Entertainment Magazine

Wednesday Horror: Raising Cain

Posted on the 01 March 2018 by Sjhoneywell
Film: Raising Cain
Format: DVD from Peotone Public Library through interlibrary loan on The New Portable. Wednesday Horror: Raising Cain

There was a glorious moment of time in the 1980s and early 1990s when it was a legitimate casting choice to have John Lithgow as a heavy. Movies like Ricochet and Cliffhanger had Lithgow playing a vicious, scowling bad guy, a psychopath or sociopath who reveled in the pain and degradation of others. Y’know, the guy from Third Rock from the Sun, the actor who has put out multiple CDs of children’s songs. Toward the end of that wonderful moment in history comes Brian De Palma’s Raising Cain, which has the lovable Lithgow playing a man who is truly malevolent.

Carter Nix (Lithgow) is a child psychologist who has taken a few years off from his practice to study the early development of his daughter (Amanda Pombo). But we learn quickly that there’s something really off about Carter. In the first 10 minutes of the film, Carter has blown some sort of dust into the eyes of a woman and chloroformed her so that he can kidnap her child. Oddly, Carter’s twin brother Cain (also Lithgow) shows up in the middle of nowhere to help him deal with the woman. It doesn’t make a great deal of sense, but Cain claims he will deal with the woman and take the child to their father, Dr. Nix (Lithgow again).

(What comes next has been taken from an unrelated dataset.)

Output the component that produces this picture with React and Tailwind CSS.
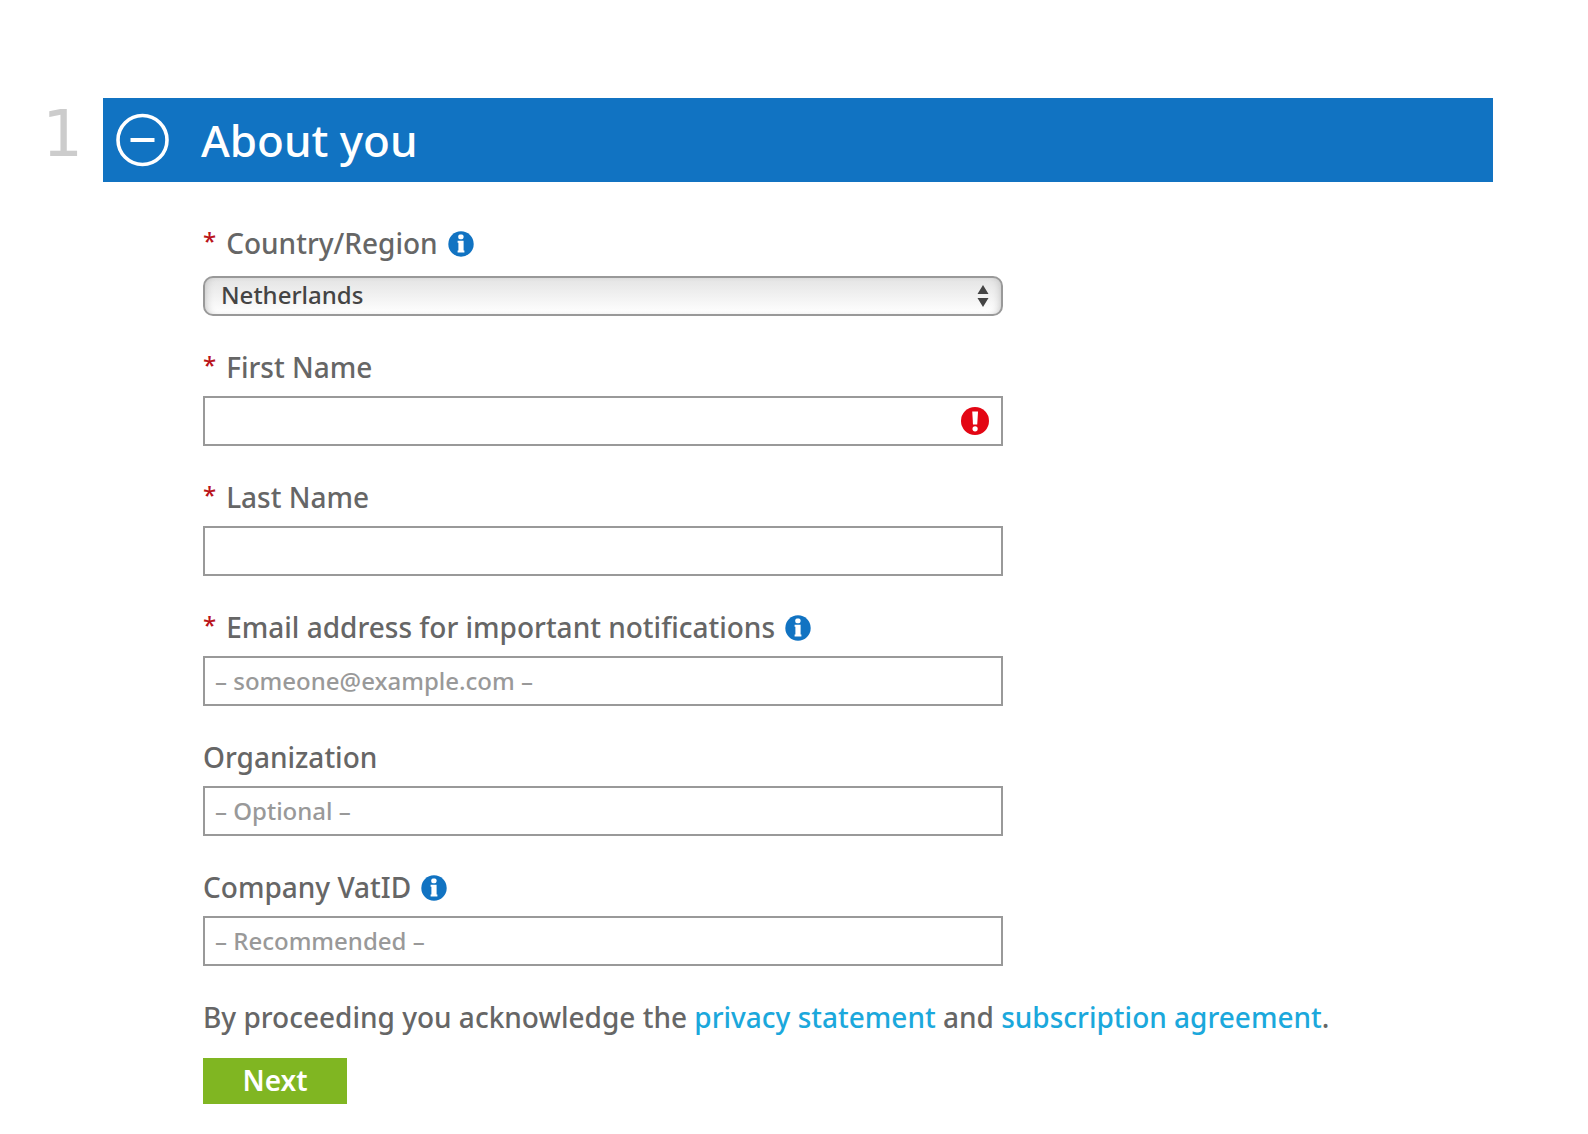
function InfoIcon({ label }) {
  return (
    <button type="button" aria-label={label} className="ml-2.5 shrink-0">
      <svg viewBox="0 0 26 26" className="block size-[26px]" aria-hidden="true">
        <circle cx="13" cy="13" r="12.7" fill="#1173c2" />
        <rect x="10.3" y="3.6" width="5.2" height="4.6" rx="1.6" fill="#fff" />
        <path d="M9.6 9.8h6v9.8h.8v2H9.6v-2h.8v-7.8h-.8z" fill="#fff" />
      </svg>
    </button>
  );
}

function ErrorIcon() {
  return (
    <svg
      viewBox="0 0 28 28"
      className="pointer-events-none absolute top-[11px] right-3.5 size-7"
      role="img"
      aria-label="Required"
    >
      <circle cx="14" cy="14" r="14" fill="#e30614" />
      <path d="M11.2 4.6h5.8l-.8 13h-4.2z" fill="#fff" />
      <circle cx="14.1" cy="21.8" r="2.6" fill="#fff" />
    </svg>
  );
}

function FieldLabel({ id, required, info, children }) {
  return (
    <div className="flex h-10 items-center text-[28px] leading-[38px] font-medium">
      <label htmlFor={id} className="flex h-10 whitespace-nowrap">
        {required && <span className="mr-2.5 text-2xl leading-[34px] text-[#ba141a]">*</span>}
        {children}
      </label>
      {info && <InfoIcon label={info} />}
    </div>
  );
}

function TextField({ id, label, required, info, type = "text", placeholder, error }) {
  return (
    <div className="flex flex-col gap-2">
      <FieldLabel id={id} required={required} info={info}>
        {label}
      </FieldLabel>
      <div className="relative">
        <input
          id={id}
          type={type}
          placeholder={placeholder}
          aria-invalid={error ? true : undefined}
          className="block h-[50px] w-full border-2 border-[#999] bg-white px-2.5 pb-0.5 text-2xl font-medium text-[#444] placeholder:text-[#999] placeholder:opacity-100"
        />
        {error && <ErrorIcon />}
      </div>
    </div>
  );
}

export default function App() {
  return (
    <main className="flex bg-white pt-[98px] pr-[95px] pb-[30px] font-['Noto_Sans',sans-serif] text-[#666]">
      <div className="w-[103px] shrink-0 pr-5 text-right font-['DejaVu_Sans',sans-serif] text-[64px] leading-[72px] text-[#ccc]">
        1
      </div>
      <section className="min-w-0 flex-1">
        <header className="flex h-[84px] items-center bg-[#1173c2] pl-3 text-white">
          <button type="button" aria-label="Collapse section">
            <svg viewBox="0 0 54 54" className="block size-[54px]" fill="none" stroke="#fff" aria-hidden="true">
              <circle cx="27.5" cy="27" r="24.5" strokeWidth="3.6" />
              <path d="M15.5 27h24" strokeWidth="4" />
            </svg>
          </button>
          <h1 className="ml-8 text-[44px] font-medium">About you</h1>
        </header>

        <form className="flex flex-col gap-8 pt-[42px] pl-[100px]" onSubmit={(e) => e.preventDefault()}>
          <div className="flex w-full max-w-[800px] flex-col gap-8">
            <div className="flex flex-col gap-3">
              <FieldLabel id="country" required info="About country or region">
                Country/Region
              </FieldLabel>
              <div className="relative">
                <select
                  id="country"
                  defaultValue="Netherlands"
                  className="block h-10 w-full appearance-none rounded-[10px] border-2 border-[#999] bg-linear-to-b from-[#e4e4e4] to-white px-4 pb-0.5 text-2xl leading-8 font-medium text-[#444] shadow-[inset_6px_0_8px_-6px_#bbb,inset_-6px_0_8px_-6px_#bbb]"
                >
                  <option>Netherlands</option>
                </select>
                <svg
                  viewBox="0 0 12 22"
                  className="pointer-events-none absolute top-[9px] right-3.5 h-[22px] w-3"
                  fill="#444"
                  aria-hidden="true"
                >
                  <path d="M6 0l5.5 9H.5zM6 22L.5 13h11z" />
                </svg>
              </div>
            </div>
            <TextField id="first-name" label="First Name" required error />
            <TextField id="last-name" label="Last Name" required />
            <TextField
              id="email"
              type="email"
              label="Email address for important notifications"
              required
              info="About notification email"
              placeholder="– someone@example.com –"
            />
            <TextField id="organization" label="Organization" placeholder="– Optional –" />
            <TextField id="vat" label="Company VatID" info="About VAT ID" placeholder="– Recommended –" />
          </div>

          <div>
            <p className="pb-0.5 text-[28px] leading-[38px] font-medium">
              By proceeding you acknowledge the{" "}
              <a href="#privacy" className="text-[#1ba8dc]">privacy statement</a> and{" "}
              <a href="#agreement" className="text-[#1ba8dc]">subscription agreement</a>.
            </p>
            <button
              type="submit"
              className="mt-5 block h-[46px] w-36 bg-[#80b622] pb-0.5 text-[28px] leading-[44px] font-semibold text-white"
            >
              Next
            </button>
          </div>
        </form>
      </section>
    </main>
  );
}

It’s soon clear that there is something going on with our friend Carter Nix. His father, evidently an expert on child rearing, has been collecting children to use in an experiment. While it’s Carter who seems to make the initial approach to the women, it’s Cain who subsequently gets the children to their father and kills off the women in question.

Simultaneously going on with all of this is the fact that Carter is married to Jenny (Lolita Davidovich), who has just started to rekindle an affair with Jack (Steven Bauer), the widower of a former medical patient of hers. For some reason, this affair is very important even though it doesn’t really seem to impact on much of the plot. Eventually, Carter turns on Jenny after finding out about the affair and needing to get his daughter to his father, who is evidently dead. When Jenny disappears, Dr. Lynn Waldheim (Frances Sternhagen) shows up, having once worked on a book with Dr. Nix the elder. That book was about multiple personality disorder, and focused on a young boy named Cain. I’ll let you do the math from here.

Raising Cain has a fun cast. I don’t care much in any direction for Steven Bauer or Lolita Davidovich, but I do like Lithgow and I’ve been a fan of Frances Sternhagen for years. It’s also fun to see Gregg Henry in a role as a cop.

The problem is that this damn thing is pretty much incoherent. It takes forever to get going anywhere, and it feels like at least half of the first hour of this has nothing to do with anything else. A huge amount of time is spent dealing with Jenny’s affair with Jack. There are bizarre dream sequences involving this as well, none of which seem to make a great deal of sense. It’s not until well into the film that we have anything remotely like an idea of what is happening, and by the time we get that, everything has simply gone too far for the audience to retrofit all of the revealed knowledge into what has previously happened.

That, more than anything is the problem with Raising Cain. It wants to be a thriller about, more or less, a mad scientist, but it gets completely bogged down in stories that take forever to bear fruit. Jenny’s infidelity with Jack has a huge footprint in the film, and does for a very small and not very satisfying payoff. We spend far too long on it and for virtually no real impact, or for an impact that could have easily been handled more efficiently to the same effect.

What’s really disappointing here is not that the cast is misused (it is) or that the story is disappointing (it is). It’s that writer-director Brian De Palma seems to have run out of ideas with this film. He’s literally walking the same ground he did in a movie like Dressed to Kill, in places almost walking in the same footprints. The erotic stuff here really isn’t, wasting even the marginal talents and appeal of Lolita Davidovich. De Palma is better than this, and so is pretty much the entire cast. Raising Cain is a disappointment, and there’s just no way around it. Watch Dressed to Kill instead.

Why to watch Raising Cain: Lithgow as a heavy is still just a wonderful concept.
Why not to watch: It’s only vaguely coherent.